Another key element in Abhinavagupta’s theory is that of camatkāra, or aesthetic relish. His account of camatkāra connects his aesthetic theory to his metaphysics because camatkāra is possible only because ultimate reality is a union of Śiva, illuminating awareness (prakāśa), and Śakti, reflective awareness (vimarśa). Ultimately, the experience of beauty is an experience of our own deepest nature.

Plotinus has several striking descriptions of the soul’s erotic responses to beauty, many drawn from Plato’s descriptions of the lover in Plato’s Symposium and Phaedrus. These descriptions of the soul’s experience of delight, yearning, and becoming erotically stirred are comparable to Abhinavagupta’s descriptions of rasa and camatkāra.
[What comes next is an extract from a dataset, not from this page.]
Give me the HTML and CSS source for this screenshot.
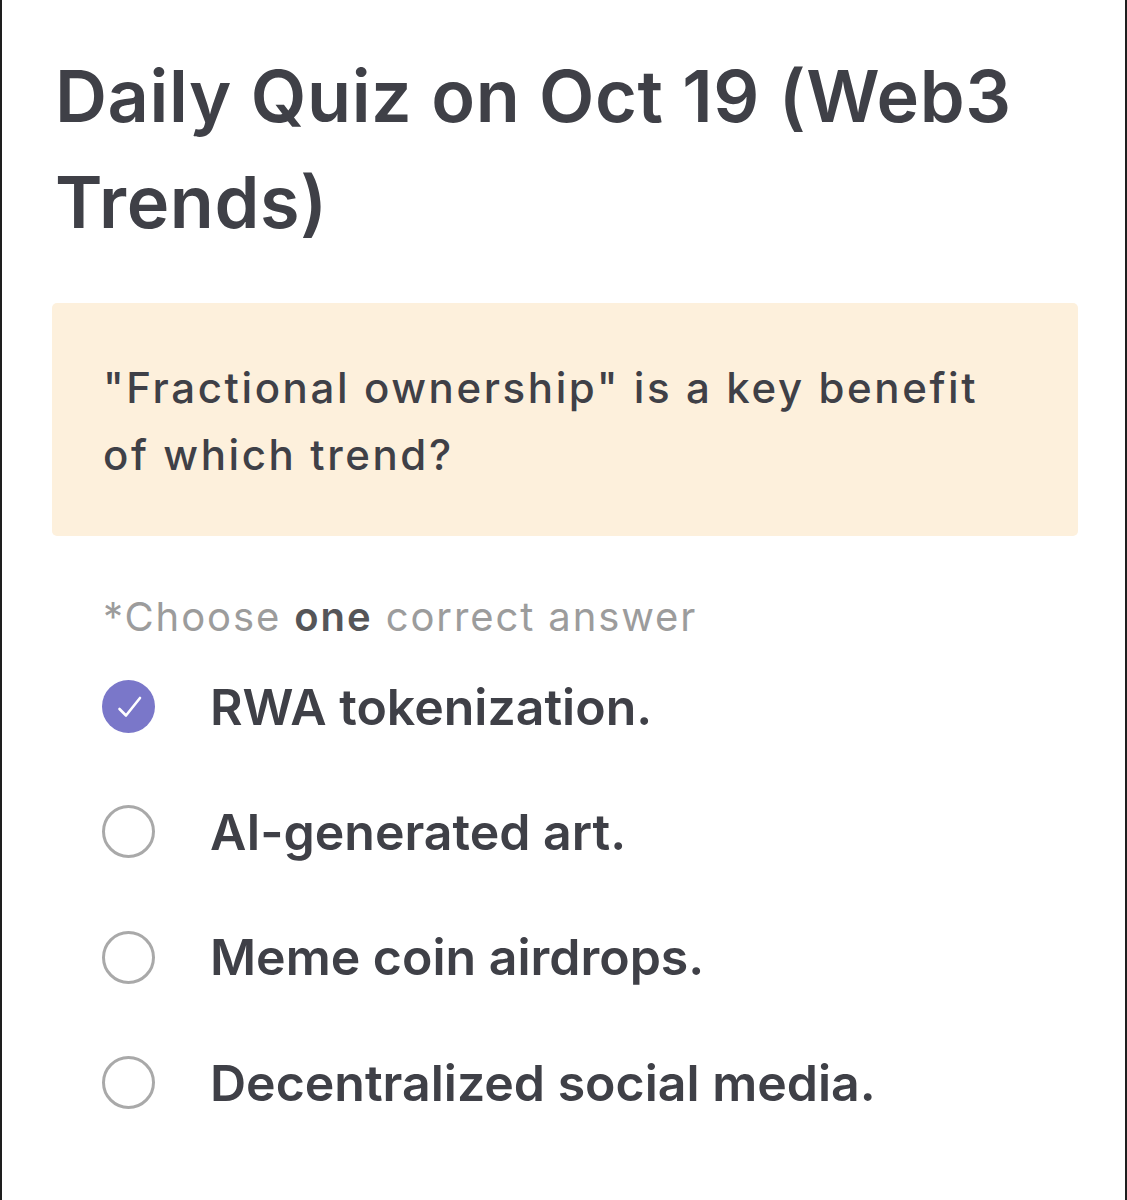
FILE: index.html
```html
<!DOCTYPE html>
<html lang="en">
<head>
<meta charset="utf-8">
<title>Daily Quiz</title>
<link rel="stylesheet" href="styles.css">
</head>
<body>
<main class="page">
  <h1 class="title">Daily Quiz on Oct 19 (Web3 Trends)</h1>
  <section class="question">
    <p class="question-text">"Fractional ownership" is a key benefit of which trend?</p>
  </section>
  <p class="hint">*Choose <strong>one</strong> correct answer</p>
  <ul class="options">
    <li class="option">
      <span class="radio checked">
        <svg viewBox="0 0 53 53" width="53" height="53" aria-hidden="true">
          <circle cx="26.5" cy="26.5" r="26.5" fill="#7a77c9"/>
          <polyline points="17.5,29 24,35.5 38,18" fill="none" stroke="#ffffff" stroke-width="2.6" stroke-linecap="round" stroke-linejoin="round"/>
        </svg>
      </span>
      <span class="label">RWA tokenization.</span>
    </li>
    <li class="option">
      <span class="radio"></span>
      <span class="label">AI-generated art.</span>
    </li>
    <li class="option">
      <span class="radio"></span>
      <span class="label">Meme coin airdrops.</span>
    </li>
    <li class="option">
      <span class="radio"></span>
      <span class="label">Decentralized social media.</span>
    </li>
  </ul>
</main>
</body>
</html>
```

FILE: styles.css
```css
html, body {
  margin: 0;
  padding: 0;
  background: #ffffff;
}

body {
  font-family: Inter, "Noto Sans", "Liberation Sans", sans-serif;
  color: #3f4047;
}

.page {
  box-sizing: border-box;
  min-height: 1200px;
  border-left: 2px solid #1e1e1e;
  border-right: 2px solid #1e1e1e;
  padding: 43px 47px 0 50px;
}

.title {
  margin: 0 0 48px 3px;
  font-size: 72px;
  line-height: 106px;
  font-weight: 600;
  letter-spacing: 0.6px;
  color: #3f4047;
  max-width: 1000px;
}

.question {
  background: #fdf0dc;
  border-radius: 5px;
  padding: 51px 70px 48px 51px;
  width: 1026px;
  box-sizing: border-box;
}

.question-text {
  margin: 0;
  font-size: 42px;
  line-height: 67px;
  font-weight: 500;
  letter-spacing: 2.6px;
  color: #3f4047;
}

.hint {
  margin: 56px 0 0 51px;
  font-size: 40px;
  line-height: 50px;
  font-weight: 400;
  letter-spacing: 1.9px;
  color: #9c9c9c;
}

.hint strong {
  font-weight: 600;
  color: #555558;
}

.options {
  list-style: none;
  margin: 2px 0 0 0;
  padding: 0 0 0 50px;
  display: flex;
  flex-direction: column;
}

.option {
  height: 125.3px;
  display: flex;
  align-items: center;
  gap: 55px;
}

.radio {
  flex: none;
  width: 53px;
  height: 53px;
  box-sizing: border-box;
  border-radius: 50%;
  border: 3px solid #a9a9a9;
  display: flex;
}

.radio.checked {
  border: none;
}

.label {
  font-size: 50px;
  font-weight: 600;
  color: #3f4047;
  line-height: 60px;
}
```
But unlike Abhinavagupta’s seamless integration of aesthetics and metaphysics, there are difficulties in fitting Plotinus’s account of the soul’s response to beauty into his overall account of the soul because he holds that the soul is unaffectable. Plotinus defends this claim in 3.6.1–5, tackling the hard cases of human emotion, which seem to show that soul undergoes affections. Plotinus argues that even the phase of soul that is most closely associated with the body, i.e., the nutritive faculty, actively forms fully fledged emotions as transitions to energeia (activity) rather than passively undergoing an experience (affection), and is thus unaffected.